Toutefois, même en présence d’une volonté apparente de démissionner, le salarié peut toutefois contester avoir démissionné s’il démontre que son consentement a été vicié ou que sa volonté était équivoque.
La cour observe qu’en l’espèce, la démission de M.[A], en date du 1er décembre 2015, contestée 2 ans après avoir été exprimée, a été donnée en raison de circonstances contemporaines de sa mise à pied à titre conservatoire notifiée le 19 novembre 2015, suite à la révélation de faits délictuels reconnus par ce dernier commis à l’encontre de son employeur antérieurement à la procédure de licenciement qui a été engagée à son encontre.
M. [A] déclare avoir subi des pressions de son employeur afin qu’il lui remette sa démission, qu’il était fragilisé par sa garde à vue et les poursuites pénales dont il faisait l’objet.
Or, force est de constater, que M. [A] non seulement ne démontre pas avoir subi de pression, ni de contrainte morale, ni de procédés vexatoires, de la part de son employeur ayant vicié son consentement au moment de la remise de sa démission (les seuls éléments qu’il invoque sont les conséquences des poursuites pénales du Ministère public qui s’avéreront justifiées par la suite et qui échappent totalement à l’employeur qui est victime des agissements de ses salariés, que la garde à vue est également la conséquence de ces poursuites pénales qui au demeurant a eu lieu plusieurs jours avant son entretien avec son employeur).
En premier lieu, la cour observe qu’en l’espèce la remise de la lettre de démission a mis un terme à la poursuite de la procédure de licenciement engagée par l’employeur suite à la révélation du comportement déloyal de M.[A] à son égard qui ne permettait plus la poursuite des relations de travail, la confiance de son employeur étant rompue.

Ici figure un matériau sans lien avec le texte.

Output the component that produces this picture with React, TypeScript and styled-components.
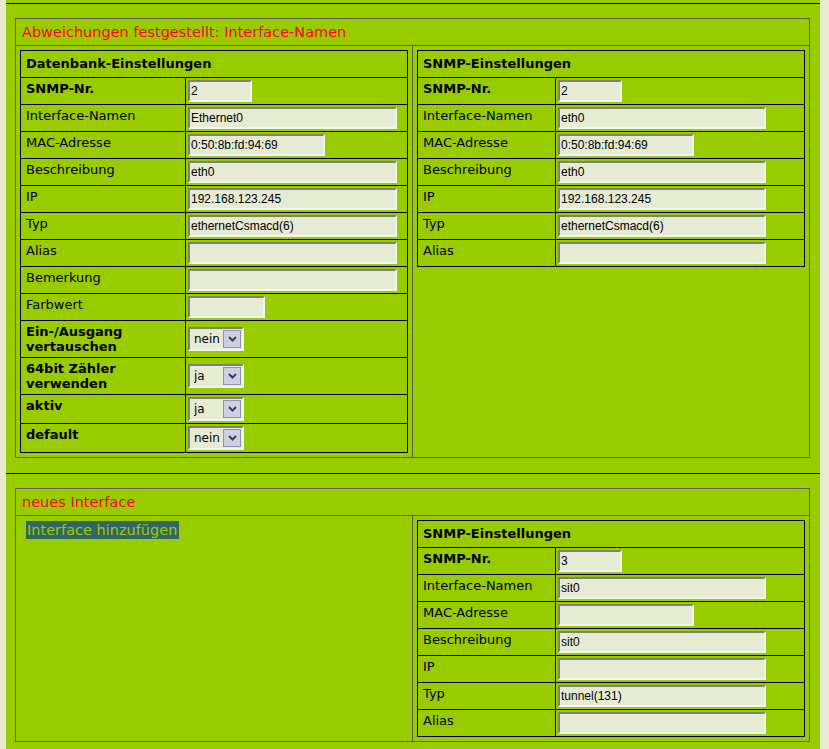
import * as React from 'react';
import styled, { createGlobalStyle } from 'styled-components';

const GREEN = '#99cc00';
const PALE = '#e6ebd1';
const FRAME = '#5c5c5c';

const GlobalStyle = createGlobalStyle`
  body {
    margin: 0;
    background: ${PALE};
    font-family: "DejaVu Sans", Verdana, sans-serif;
    color: #000;
  }
`;

const Page = styled.div`
  margin-left: 6px;
  width: 814px;
  min-height: 100vh;
  background: ${GREEN};
  padding-top: 3px;
  box-sizing: border-box;
  display: flow-root;
`;

const Rule = styled.div`
  border-top: 1px solid #000;
`;

const Box = styled.section`
  margin: 14px 10px 15px 9px;
  border: 1px solid ${FRAME};
`;

const BoxTitle = styled.div`
  height: 26px;
  line-height: 26px;
  padding-left: 6px;
  color: #ff0000;
  font-size: 14.5px;
  border-bottom: 1px solid ${FRAME};
`;

const Halves = styled.div`
  display: grid;
  grid-template-columns: 397px 396px;
`;

const Half = styled.div`
  padding: 4px;
  &:first-child {
    border-right: 1px solid ${FRAME};
  }
`;

const FormTable = styled.div<{ $label: number }>`
  display: grid;
  grid-template-columns: ${(p) => p.$label}px 1fr;
  border-left: 1px solid #000;
  border-top: 1px solid #000;
  font-size: 13px;
`;

const Cell = styled.div`
  border-right: 1px solid #000;
  border-bottom: 1px solid #000;
`;

const HeadCell = styled(Cell)`
  grid-column: 1 / -1;
  height: 26px;
  line-height: 26px;
  padding: 0 5px;
  font-weight: bold;
`;

const LabelCell = styled(Cell)<{ $strong?: boolean }>`
  padding: 3px 5px;
  line-height: 15px;
  font-weight: ${(p) => (p.$strong ? 'bold' : 'normal')};
`;

const ValueCell = styled(Cell)`
  padding: 2px;
  display: flex;
  align-items: center;
`;

const TextInput = styled.input<{ $w: number }>`
  width: ${(p) => p.$w}px;
  height: 22px;
  box-sizing: border-box;
  margin: 0;
  padding: 0 1px;
  border: 2px solid;
  border-color: #808080 #f4f4f4 #f4f4f4 #808080;
  background: #e6ebd3;
  font-family: "Liberation Sans", Arial, sans-serif;
  font-size: 12px;
  color: #000;
  outline: none;
`;

const SelectFrame = styled.span`
  display: inline-flex;
  width: 56px;
  height: 24px;
  box-sizing: border-box;
  padding: 1px 1px 1px 0;
  border: 2px solid;
  border-color: #808080 #f4f4f4 #f4f4f4 #808080;
  background: #e6ebd3;
`;

const NativeSelect = styled.select`
  appearance: none;
  flex: 1;
  min-width: 0;
  border: 0;
  margin: 0;
  padding: 0 0 0 4px;
  background: transparent;
  font-family: "DejaVu Sans", Verdana, sans-serif;
  font-size: 12px;
  color: #000;
  outline: none;
`;

const ArrowBox = styled.span`
  width: 16px;
  display: flex;
  align-items: center;
  justify-content: center;
  background: #ccd0e2;
  border: 1px solid #9094ad;
`;

const AddButton = styled.a`
  display: inline-block;
  margin: 0 0 0 6px;
  padding: 0 2px 0 1px;
  height: 18px;
  line-height: 18px;
  background: #336666;
  color: ${GREEN};
  font-size: 14.5px;
  text-decoration: none;
`;

type Field =
  | { label: React.ReactNode; strong?: boolean; kind: 'text'; width: number; value: string }
  | { label: React.ReactNode; strong?: boolean; kind: 'select'; value: string };

const YesNo: React.FC<{ value: string }> = ({ value }) => (
  <SelectFrame>
    <NativeSelect defaultValue={value}>
      <option value="ja">ja</option>
      <option value="nein">nein</option>
    </NativeSelect>
    <ArrowBox>
      <svg width="9" height="6" viewBox="0 0 9 6">
        <path d="M1 1 L4.5 4.5 L8 1" fill="none" stroke="#404040" strokeWidth="2" />
      </svg>
    </ArrowBox>
  </SelectFrame>
);

const SettingsTable: React.FC<{ title: string; labelWidth: number; fields: Field[] }> = ({
  title,
  labelWidth,
  fields,
}) => (
  <FormTable $label={labelWidth}>
    <HeadCell>{title}</HeadCell>
    {fields.map((f, i) => (
      <React.Fragment key={i}>
        <LabelCell $strong={f.strong}>{f.label}</LabelCell>
        <ValueCell>
          {f.kind === 'text' ? (
            <TextInput $w={f.width} defaultValue={f.value} />
          ) : (
            <YesNo value={f.value} />
          )}
        </ValueCell>
      </React.Fragment>
    ))}
  </FormTable>
);

const snmpFields = (
  nr: string,
  name: string,
  mac: string,
  descr: string,
  ip: string,
  type: string
): Field[] => [
  { label: 'SNMP-Nr.', strong: true, kind: 'text', width: 64, value: nr },
  { label: 'Interface-Namen', kind: 'text', width: 208, value: name },
  { label: 'MAC-Adresse', kind: 'text', width: 136, value: mac },
  { label: 'Beschreibung', kind: 'text', width: 208, value: descr },
  { label: 'IP', kind: 'text', width: 208, value: ip },
  { label: 'Typ', kind: 'text', width: 208, value: type },
  { label: 'Alias', kind: 'text', width: 208, value: '' },
];

const dbFields: Field[] = [
  { label: 'SNMP-Nr.', strong: true, kind: 'text', width: 64, value: '2' },
  { label: 'Interface-Namen', kind: 'text', width: 209, value: 'Ethernet0' },
  { label: 'MAC-Adresse', kind: 'text', width: 137, value: '0:50:8b:fd:94:69' },
  { label: 'Beschreibung', kind: 'text', width: 209, value: 'eth0' },
  { label: 'IP', kind: 'text', width: 209, value: '192.168.123.245' },
  { label: 'Typ', kind: 'text', width: 209, value: 'ethernetCsmacd(6)' },
  { label: 'Alias', kind: 'text', width: 209, value: '' },
  { label: 'Bemerkung', kind: 'text', width: 209, value: '' },
  { label: 'Farbwert', kind: 'text', width: 77, value: '' },
  { label: <>Ein-/Ausgang<br />vertauschen</>, strong: true, kind: 'select', value: 'nein' },
  { label: <>64bit Zähler<br />verwenden</>, strong: true, kind: 'select', value: 'ja' },
  { label: 'aktiv', strong: true, kind: 'select', value: 'ja' },
  { label: 'default', strong: true, kind: 'select', value: 'nein' },
];

const App: React.FC = () => (
  <>
    <GlobalStyle />
    <Page>
      <Rule />
      <Box>
        <BoxTitle>Abweichungen festgestellt: Interface-Namen</BoxTitle>
        <Halves>
          <Half>
            <SettingsTable title="Datenbank-Einstellungen" labelWidth={165} fields={dbFields} />
          </Half>
          <Half>
            <SettingsTable
              title="SNMP-Einstellungen"
              labelWidth={138}
              fields={snmpFields('2', 'eth0', '0:50:8b:fd:94:69', 'eth0', '192.168.123.245', 'ethernetCsmacd(6)')}
            />
          </Half>
        </Halves>
      </Box>
      <Rule />
      <Box>
        <BoxTitle>neues Interface</BoxTitle>
        <Halves>
          <Half>
            <AddButton href="#">Interface hinzufügen</AddButton>
          </Half>
          <Half>
            <SettingsTable
              title="SNMP-Einstellungen"
              labelWidth={138}
              fields={snmpFields('3', 'sit0', '', 'sit0', '', 'tunnel(131)')}
            />
          </Half>
        </Halves>
      </Box>
    </Page>
  </>
);

export default App;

En second lieu, l’absence de rétractation de la démission dite ‘équivoque’ donnée sous la pression de l’employeur dans un bref délai à compter de sa remise, comme le prétend le salarié, est un élément d’appréciation de sa mauvaise foi dès lors qu’il avait tout loisir d’exprimer sa rétractation une fois hors du champ de l’influence de son employeur si tel avait été le cas.
En effet, le délai de 2 ans afin de saisir le tribunal du travail d’une demande de requalification d’une démission en licenciement sans cause réelle et sérieuse, dans un tel contexte de faute grave commise par le salarié démontre tout au contraire que sa démission n’est ni équivoque, ni dictée par l’impulsivité du moment ou une quelconque pression de l’employeur.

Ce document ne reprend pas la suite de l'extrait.